Bozkurt, “Eğer bir tek İsias yıkılmış olsaydı, enkazın başına gider, hayatımı sonlandırırdım. Benim hiç kusurum yok… Depremde 850 bin bina yıkıldı, 52 binden fazla ölü var. Benim binamda da 72 kişi öldü… Ben de kahroldum. Yaşayamıyorum... Acıyı yaşıyorum… Yaşayan bir ölüyüm” dedi.
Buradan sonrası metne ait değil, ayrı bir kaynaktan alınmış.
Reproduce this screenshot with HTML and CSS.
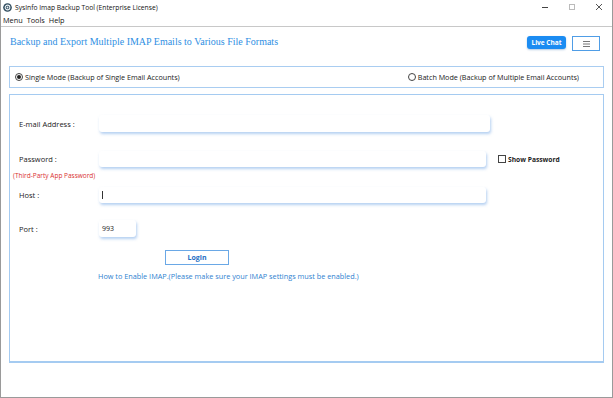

“Depremin acısının ben de yaşadım. Ailemden 300 kişi hayatını kaybetti” diyen Bozkurt, “Ben de deprem sırasında yaralandım. 73 yaşındayım… Deprem günü su yok, kalacak yer yok… Ben ilk başta buradan ayrılmam dedim ama daha sonra ailemin isteğiyle Aksaray’a gittim. Ben kaçmadım… Kaçan insan teslim olur mu? Ben ve evlatlarım kendimiz teslim olduk… Depremin şiddeti bütün dünyayı yasa boğdu. Eğer bu şiddette bir deprem 10 sene olsaydı, 10 sene önce bu felaketi yaşayacaktık. Bu kaç yılın biriken enerjisiydi. Bu depremin geçtiği fay, bir tek İsias’ın altında oluşmamıştır. Tüm Adıyaman’dan geçen fayda yıkım olmuştur” ifadelerini kullandı.
“Biz suçlu değiliz, bize atılan iftiraların hepsini reddediyorum” diyen Bozkurt, “Otelimde hayatını kaybeden yavruların hepsinin acısını ben de yaşıyorum. Benim ailelere hiç sözüm yok, ne deseler haklılar ama yüce adaletimize de güveniyorum. Bizim iftiralara değil, adalete ihtiyacımız var” dedi.
“Bu arada ben suçlu olmadığım için pişman değilim… Ama acım çok büyük. Eğer acımı pişmanlık olarak kabul edeceklerse eyvallah… Ben suçsuzum. Tek suçlu deprem” iddiasında bulunan Bozkurt, “Benim 7 tane ameliyat olmam gerekiyor. Rahatsızlıklarımdan dolayı tahliyemi talep ediyorum” dedi.